Every line below that contains "file" is to be copied.

## [Dataset content]
================================

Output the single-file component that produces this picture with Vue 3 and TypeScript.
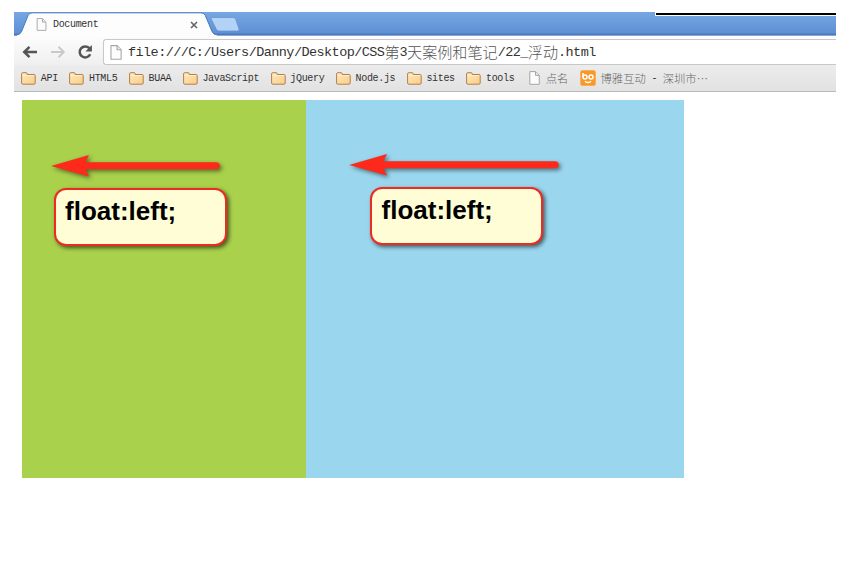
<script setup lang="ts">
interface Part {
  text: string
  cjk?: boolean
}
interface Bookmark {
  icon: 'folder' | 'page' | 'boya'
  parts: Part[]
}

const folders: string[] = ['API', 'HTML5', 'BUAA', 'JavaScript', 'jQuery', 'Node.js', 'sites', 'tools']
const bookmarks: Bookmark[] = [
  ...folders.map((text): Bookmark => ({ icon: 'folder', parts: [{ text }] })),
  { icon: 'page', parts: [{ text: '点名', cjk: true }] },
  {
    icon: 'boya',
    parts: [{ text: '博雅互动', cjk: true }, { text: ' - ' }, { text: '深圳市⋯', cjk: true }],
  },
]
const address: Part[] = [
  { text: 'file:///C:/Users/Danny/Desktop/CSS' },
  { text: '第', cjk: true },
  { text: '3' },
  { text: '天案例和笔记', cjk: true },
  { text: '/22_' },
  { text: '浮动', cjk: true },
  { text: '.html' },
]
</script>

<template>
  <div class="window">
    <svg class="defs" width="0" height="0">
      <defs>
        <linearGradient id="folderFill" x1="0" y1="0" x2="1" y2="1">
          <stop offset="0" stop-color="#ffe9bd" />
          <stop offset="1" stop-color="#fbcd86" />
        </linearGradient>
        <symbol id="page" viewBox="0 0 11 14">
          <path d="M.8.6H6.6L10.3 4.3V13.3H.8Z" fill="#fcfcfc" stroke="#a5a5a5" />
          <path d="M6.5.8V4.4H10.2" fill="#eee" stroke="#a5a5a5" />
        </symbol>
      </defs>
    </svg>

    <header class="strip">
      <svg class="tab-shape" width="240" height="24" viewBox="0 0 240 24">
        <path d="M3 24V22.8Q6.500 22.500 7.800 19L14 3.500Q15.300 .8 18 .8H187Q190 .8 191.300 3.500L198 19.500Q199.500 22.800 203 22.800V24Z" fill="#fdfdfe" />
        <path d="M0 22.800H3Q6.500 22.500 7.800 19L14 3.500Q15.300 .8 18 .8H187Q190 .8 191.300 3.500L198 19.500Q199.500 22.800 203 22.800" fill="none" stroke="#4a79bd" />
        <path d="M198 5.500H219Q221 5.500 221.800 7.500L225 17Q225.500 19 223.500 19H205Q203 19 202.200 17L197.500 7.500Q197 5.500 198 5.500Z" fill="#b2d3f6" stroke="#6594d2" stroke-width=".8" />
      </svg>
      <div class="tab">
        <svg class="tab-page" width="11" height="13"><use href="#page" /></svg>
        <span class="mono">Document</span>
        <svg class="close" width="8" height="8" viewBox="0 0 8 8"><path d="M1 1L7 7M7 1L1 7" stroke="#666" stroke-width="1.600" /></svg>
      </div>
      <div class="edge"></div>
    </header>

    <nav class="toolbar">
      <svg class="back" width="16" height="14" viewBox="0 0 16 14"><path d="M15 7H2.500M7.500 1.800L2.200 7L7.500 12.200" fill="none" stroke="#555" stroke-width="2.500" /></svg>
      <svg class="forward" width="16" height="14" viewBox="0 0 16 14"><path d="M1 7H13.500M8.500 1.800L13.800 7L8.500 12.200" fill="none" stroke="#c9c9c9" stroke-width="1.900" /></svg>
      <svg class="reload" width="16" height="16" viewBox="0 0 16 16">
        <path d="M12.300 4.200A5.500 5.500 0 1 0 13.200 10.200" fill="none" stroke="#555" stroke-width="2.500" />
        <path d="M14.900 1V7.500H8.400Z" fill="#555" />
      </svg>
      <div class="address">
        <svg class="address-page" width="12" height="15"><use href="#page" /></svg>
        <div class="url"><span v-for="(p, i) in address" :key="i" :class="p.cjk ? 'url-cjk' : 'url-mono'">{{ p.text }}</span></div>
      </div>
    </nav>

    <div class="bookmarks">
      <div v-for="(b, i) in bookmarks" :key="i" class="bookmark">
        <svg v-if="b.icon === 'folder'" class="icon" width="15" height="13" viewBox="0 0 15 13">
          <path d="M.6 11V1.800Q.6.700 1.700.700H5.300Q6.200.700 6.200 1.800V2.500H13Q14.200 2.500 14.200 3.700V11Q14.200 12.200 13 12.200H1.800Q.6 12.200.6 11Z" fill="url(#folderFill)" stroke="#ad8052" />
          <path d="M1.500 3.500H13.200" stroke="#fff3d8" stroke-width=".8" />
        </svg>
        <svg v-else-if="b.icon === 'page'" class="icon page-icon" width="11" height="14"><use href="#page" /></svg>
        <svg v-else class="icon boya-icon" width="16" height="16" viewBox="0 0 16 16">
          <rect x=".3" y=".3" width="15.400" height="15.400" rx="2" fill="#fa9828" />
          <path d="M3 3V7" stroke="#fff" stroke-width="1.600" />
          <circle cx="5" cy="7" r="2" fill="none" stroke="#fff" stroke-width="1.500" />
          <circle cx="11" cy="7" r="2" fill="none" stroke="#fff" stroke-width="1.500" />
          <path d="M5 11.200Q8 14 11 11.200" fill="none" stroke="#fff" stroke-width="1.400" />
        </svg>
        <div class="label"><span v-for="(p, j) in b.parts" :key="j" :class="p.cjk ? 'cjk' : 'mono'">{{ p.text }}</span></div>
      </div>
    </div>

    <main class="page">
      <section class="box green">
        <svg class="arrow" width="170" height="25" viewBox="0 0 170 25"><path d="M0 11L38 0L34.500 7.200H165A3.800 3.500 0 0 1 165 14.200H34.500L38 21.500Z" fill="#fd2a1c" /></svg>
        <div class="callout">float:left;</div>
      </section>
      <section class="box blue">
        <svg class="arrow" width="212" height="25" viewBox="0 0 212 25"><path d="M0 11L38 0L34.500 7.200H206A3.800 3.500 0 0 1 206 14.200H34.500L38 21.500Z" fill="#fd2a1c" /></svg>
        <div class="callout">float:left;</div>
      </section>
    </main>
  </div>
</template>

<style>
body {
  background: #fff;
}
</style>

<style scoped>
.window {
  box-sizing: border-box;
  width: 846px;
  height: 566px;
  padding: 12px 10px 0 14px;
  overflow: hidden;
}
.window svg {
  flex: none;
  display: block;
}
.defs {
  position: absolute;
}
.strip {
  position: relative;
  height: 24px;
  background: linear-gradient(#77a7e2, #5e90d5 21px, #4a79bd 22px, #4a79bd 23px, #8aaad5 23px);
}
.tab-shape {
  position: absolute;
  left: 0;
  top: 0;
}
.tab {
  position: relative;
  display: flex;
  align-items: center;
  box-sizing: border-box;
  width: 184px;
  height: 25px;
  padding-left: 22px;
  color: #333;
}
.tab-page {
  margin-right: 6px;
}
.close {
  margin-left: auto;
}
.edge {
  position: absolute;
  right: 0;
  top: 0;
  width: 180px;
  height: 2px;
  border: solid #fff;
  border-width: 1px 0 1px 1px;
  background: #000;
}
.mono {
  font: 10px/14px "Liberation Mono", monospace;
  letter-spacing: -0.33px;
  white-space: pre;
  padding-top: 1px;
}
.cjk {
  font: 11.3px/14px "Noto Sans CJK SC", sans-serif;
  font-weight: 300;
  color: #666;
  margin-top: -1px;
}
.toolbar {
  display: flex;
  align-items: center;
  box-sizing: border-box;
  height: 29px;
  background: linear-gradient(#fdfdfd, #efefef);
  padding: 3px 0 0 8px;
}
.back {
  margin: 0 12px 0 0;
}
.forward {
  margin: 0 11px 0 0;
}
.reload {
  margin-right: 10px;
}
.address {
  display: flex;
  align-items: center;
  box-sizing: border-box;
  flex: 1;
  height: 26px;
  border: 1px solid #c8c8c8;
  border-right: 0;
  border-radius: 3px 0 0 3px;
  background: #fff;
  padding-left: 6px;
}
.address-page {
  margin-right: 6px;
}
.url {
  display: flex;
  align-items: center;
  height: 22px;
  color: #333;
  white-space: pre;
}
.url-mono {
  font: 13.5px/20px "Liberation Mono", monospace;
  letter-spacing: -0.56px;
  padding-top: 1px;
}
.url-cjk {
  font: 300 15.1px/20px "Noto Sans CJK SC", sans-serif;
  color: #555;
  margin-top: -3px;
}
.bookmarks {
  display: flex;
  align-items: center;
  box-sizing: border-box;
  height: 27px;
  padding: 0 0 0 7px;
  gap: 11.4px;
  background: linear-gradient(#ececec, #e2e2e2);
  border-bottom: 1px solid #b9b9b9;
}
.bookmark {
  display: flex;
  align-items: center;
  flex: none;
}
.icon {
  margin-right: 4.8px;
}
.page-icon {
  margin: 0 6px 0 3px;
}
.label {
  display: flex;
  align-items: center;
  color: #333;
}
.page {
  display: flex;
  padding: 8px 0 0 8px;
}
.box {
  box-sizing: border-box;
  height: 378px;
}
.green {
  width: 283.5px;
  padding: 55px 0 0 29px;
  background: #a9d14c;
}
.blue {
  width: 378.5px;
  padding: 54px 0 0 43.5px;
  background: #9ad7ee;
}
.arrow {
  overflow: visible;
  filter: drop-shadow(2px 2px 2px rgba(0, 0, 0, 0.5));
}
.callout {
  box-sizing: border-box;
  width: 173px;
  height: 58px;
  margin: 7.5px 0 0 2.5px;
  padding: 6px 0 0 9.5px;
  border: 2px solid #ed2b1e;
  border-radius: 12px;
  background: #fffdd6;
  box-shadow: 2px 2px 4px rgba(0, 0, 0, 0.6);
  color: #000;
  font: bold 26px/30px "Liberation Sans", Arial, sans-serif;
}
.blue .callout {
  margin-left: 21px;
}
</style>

================================

## [Output for this exercise]
Output the single-file component that produces this picture with Vue 3 and TypeScript.
  { text: 'file:///C:/Users/Danny/Desktop/CSS' },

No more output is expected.